I’m talking about empowerment. If you want to grow your business and ensure its continued success, it’s absolutely essential that you empower your employees to take care of your customers. Doing so will eliminate the need to micromanage your staff, provide you more time to focus on the big picture, and dramatically increase your customers’ loyalty to your business, which will result in increased revenues and profits.

Your competitors can offer the same products and services at the same price, so what do you have that will move customers to bypass them and patronize your business? Empowered employees who have the authority to bend and break the rules to provide those customers with unequalled service.
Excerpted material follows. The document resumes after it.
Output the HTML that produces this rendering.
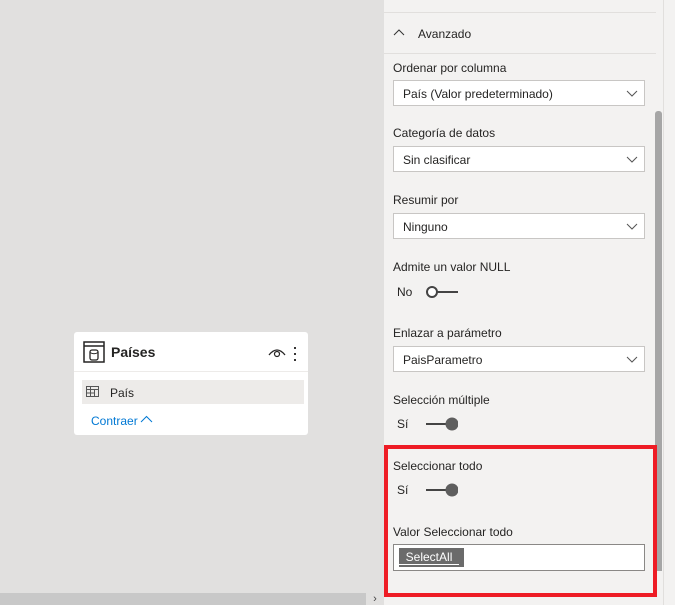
<!DOCTYPE html><html><head><style>
body{margin:0;width:675px;height:605px;overflow:hidden;position:relative;background:#e1e0df;font-family:"Liberation Sans",sans-serif;font-size:12px;color:#252423}
.a{position:absolute}
.panel{left:384px;top:0;width:291px;height:605px;background:#f3f2f1}
.lbl{position:absolute;left:393px;line-height:14px}
.dd{position:absolute;left:393px;width:250px;height:26px;background:#fff;border:1px solid #c8c6c4;box-sizing:border-box;width:252px}
.dd span{position:absolute;left:9px;top:6px}
.dd svg{position:absolute;right:6px;top:9px}
.tg{position:absolute;left:425px;width:33px;height:14px}
</style></head><body>
<div class="a panel"></div>
<div class="a" style="left:384px;top:12px;width:272px;height:1px;background:#e1dfdd"></div>
<div class="a" style="left:384px;top:53px;width:272px;height:1px;background:#e1dfdd"></div>
<div class="a" style="left:663px;top:0;width:1px;height:605px;background:#e1dfdd"></div>
<div class="a" style="left:655px;top:111px;width:7px;height:460px;background:#a6a6a6;border-radius:3px 3px 0 0"></div>
<div class="a" style="left:0;top:593px;width:384px;height:12px;background:#c8c8c8"></div>
<div class="a" style="left:366px;top:593px;width:18px;height:12px;background:#e1e0df;font-size:11px;text-align:center;line-height:12px;color:#444">&#8250;</div>
<svg class="a" style="left:393px;top:28px" width="12" height="8"><path d="M1 7L6 2L11 7" stroke="#333" fill="none"/></svg>
<div class="lbl" style="left:418px;top:27px">Avanzado</div>
<div class="lbl" style="top:61px">Ordenar por columna</div>
<div class="dd" style="top:80px"><span>País (Valor predeterminado)</span><svg width="12" height="8"><path d="M1 1L6 6L11 1" stroke="#555" fill="none"/></svg></div>
<div class="lbl" style="top:126px">Categoría de datos</div>
<div class="dd" style="top:146px"><span>Sin clasificar</span><svg width="12" height="8"><path d="M1 1L6 6L11 1" stroke="#555" fill="none"/></svg></div>
<div class="lbl" style="top:193px">Resumir por</div>
<div class="dd" style="top:213px"><span>Ninguno</span><svg width="12" height="8"><path d="M1 1L6 6L11 1" stroke="#555" fill="none"/></svg></div>
<div class="lbl" style="top:260px">Admite un valor NULL</div>
<div class="lbl" style="left:397px;top:285px">No</div>
<svg class="tg" style="top:285px" width="34" height="14"><circle cx="7" cy="7" r="5" stroke="#444" stroke-width="2" fill="#fff"/><path d="M12 7H33" stroke="#444" stroke-width="2"/></svg>
<div class="lbl" style="top:326px">Enlazar a parámetro</div>
<div class="dd" style="top:346px"><span>PaisParametro</span><svg width="12" height="8"><path d="M1 1L6 6L11 1" stroke="#555" fill="none"/></svg></div>
<div class="lbl" style="top:393px">Selección múltiple</div>
<div class="lbl" style="left:397px;top:417px">Sí</div>
<svg class="tg" style="top:417px" width="34" height="14"><path d="M1 7H22" stroke="#444" stroke-width="2"/><circle cx="27" cy="7" r="6.5" fill="#5e5e5e"/></svg>
<div class="a" style="left:384px;top:445px;width:273px;height:152px;border:4px solid #ee1c25;box-sizing:border-box"></div>
<div class="lbl" style="top:459px">Seleccionar todo</div>
<div class="lbl" style="left:397px;top:483px">Sí</div>
<svg class="tg" style="top:483px" width="34" height="14"><path d="M1 7H22" stroke="#444" stroke-width="2"/><circle cx="27" cy="7" r="6.5" fill="#5e5e5e"/></svg>
<div class="lbl" style="top:525px">Valor Seleccionar todo</div>
<div class="a" style="left:393px;top:544px;width:252px;height:27px;background:#fff;border:1px solid #8a8886;box-sizing:border-box"></div>
<div class="a" style="left:399px;top:548px;width:65px;height:19px;background:#6b6b6b;color:#fff;line-height:19px;padding-left:0"><span style="border-bottom:1px solid #fff">&nbsp;&nbsp;SelectAll&nbsp;&nbsp;</span></div>
<div class="a" style="left:74px;top:332px;width:234px;height:103px;background:#fff;border-radius:3px"></div>
<div class="a" style="left:74px;top:371px;width:234px;height:1px;background:#edebe9"></div>
<svg class="a" style="left:83px;top:341px" width="22" height="22"><rect x="1" y="1" width="20" height="20" fill="none" stroke="#252423" stroke-width="1.5"/><path d="M1 5H21" stroke="#252423" stroke-width="1.5"/><rect x="7" y="9" width="8" height="10" rx="2" fill="none" stroke="#252423" stroke-width="1.3"/><path d="M7 11.5Q11 14 15 11.5" stroke="#252423" fill="none"/></svg>
<div class="a" style="left:111px;top:344px;font-size:14px;font-weight:bold">Países</div>
<svg class="a" style="left:268px;top:345px" width="18" height="14"><path d="M1 10Q9 0 17 10" stroke="#252423" fill="none" stroke-width="1.3"/><circle cx="9" cy="9" r="2.5" stroke="#252423" fill="none" stroke-width="1.2"/></svg>
<div class="a" style="left:294px;top:345px;width:2px;height:16px;background:radial-gradient(circle,#252423 1px,transparent 1.2px) 0 0/2px 6px"></div>
<div class="a" style="left:82px;top:380px;width:222px;height:24px;background:#edebe9"></div>
<svg class="a" style="left:86px;top:386px" width="16" height="13"><rect x="0.5" y="0.5" width="12" height="10" fill="none" stroke="#555"/><path d="M0.5 3.5H12.5M4.5 0.5V10.5M8.5 3.5V10.5M0.5 7H9" stroke="#555"/></svg>
<div class="a" style="left:110px;top:386px">País</div>
<div class="a" style="left:91px;top:414px;color:#0078d4">Contraer</div>
<svg class="a" style="left:140px;top:415px" width="13" height="8"><path d="M1 7L6.5 1.5L12 7" stroke="#0078d4" fill="none"/></svg>
</body></html>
Nothing speaks to the power of empowerment like successful companies that have put it in place and, as a result, have realized great success. You don’t have to take my word for it, however. Look at these empowerment role models:

Star Choice Credit Union. Although it has only 15 employees, this organization, located in Bloomington, Minnesota, clearly recognizes the importance of empowerment and its impact on attracting and keeping customers. Let me give you an example. Not realizing that the credit union didn’t open until 8 a.m., I arrived at 7:15 a.m. An employee arrived, walked across the parking lot, greeted me by name, and said she would open up early to take care of me. Star Choice Credit Union shows that your organization doesn’t have to be huge in order to be a role model for empowerment.

Metro Bank. Co-founded by Vernon Hill, this bank opened July 29, 2010, in London. Hill projects that within 10 years, the bank will have 200 locations, $31 billion in deposits, and 10 percent of the market. I don’t doubt his projections, particularly in view of his past successes.

Hill founded Commerce Bank in 1973 and grew it to 460 branches and $48 billion in assets before selling it in 2007 for $8.5 billion. He built that bank around empowerment. The number one rule at Commerce Bank—and now at Metro Bank, he says, is that every employee is empowered to say “yes” to customers, but two are required to say “no.” When employees want to or have to say no to a customer, they have to go to someone with greater authority to get approval to do so. At most organizations, the opposite is true.

Wilderness Safari. This organization has, by far, the best customer service and empowerment I have ever had the pleasure to experience. It’s in the middle of nowhere, and its employees are, for the most part, uneducated, but they have been trained well and empowered. Headquartered in Johannesburg, South Africa and Maun, Botswana, Wilderness Safari allows—in fact, encourages—its employees to do anything the customer wants—no rules, no policies, just an empowered staff focused on providing a great customer experience. An example: When I wanted to take photos and video of Victoria Falls, the Wilderness Safari pilot flew over them three times so I could do so.

Tanzania Revenue Authority. Even a government agency can be a role model for empowerment. The Tanzania Revenue Authority’s main function is to assess and collect taxes, but Commissioner General Kitillya has made customer service and empowerment a focus for his employees. The result is an increase in average monthly revenues from $48.6 million in U.S. dollars in 1998/99 to $243 million in U.S. dollars in 2009/10.

“We believe that having an empowered workforce, with employees prepared to bend the rules in favor of customers, is so much better than having stagnant and conservative individuals who put the brakes on progress,” he says.

Kitillya instituted yearly customer service-focused training for his employees and eliminated unnecessary bureaucracy. He even empowered his employees to waive penalties for mistakes.

You too can be a role model for empowerment—and realize success similar to that of the organizations I’ve mentioned here. Prioritize empowerment and good customer service skills. Remember this: Your organization is only as strong as your least empowered employee.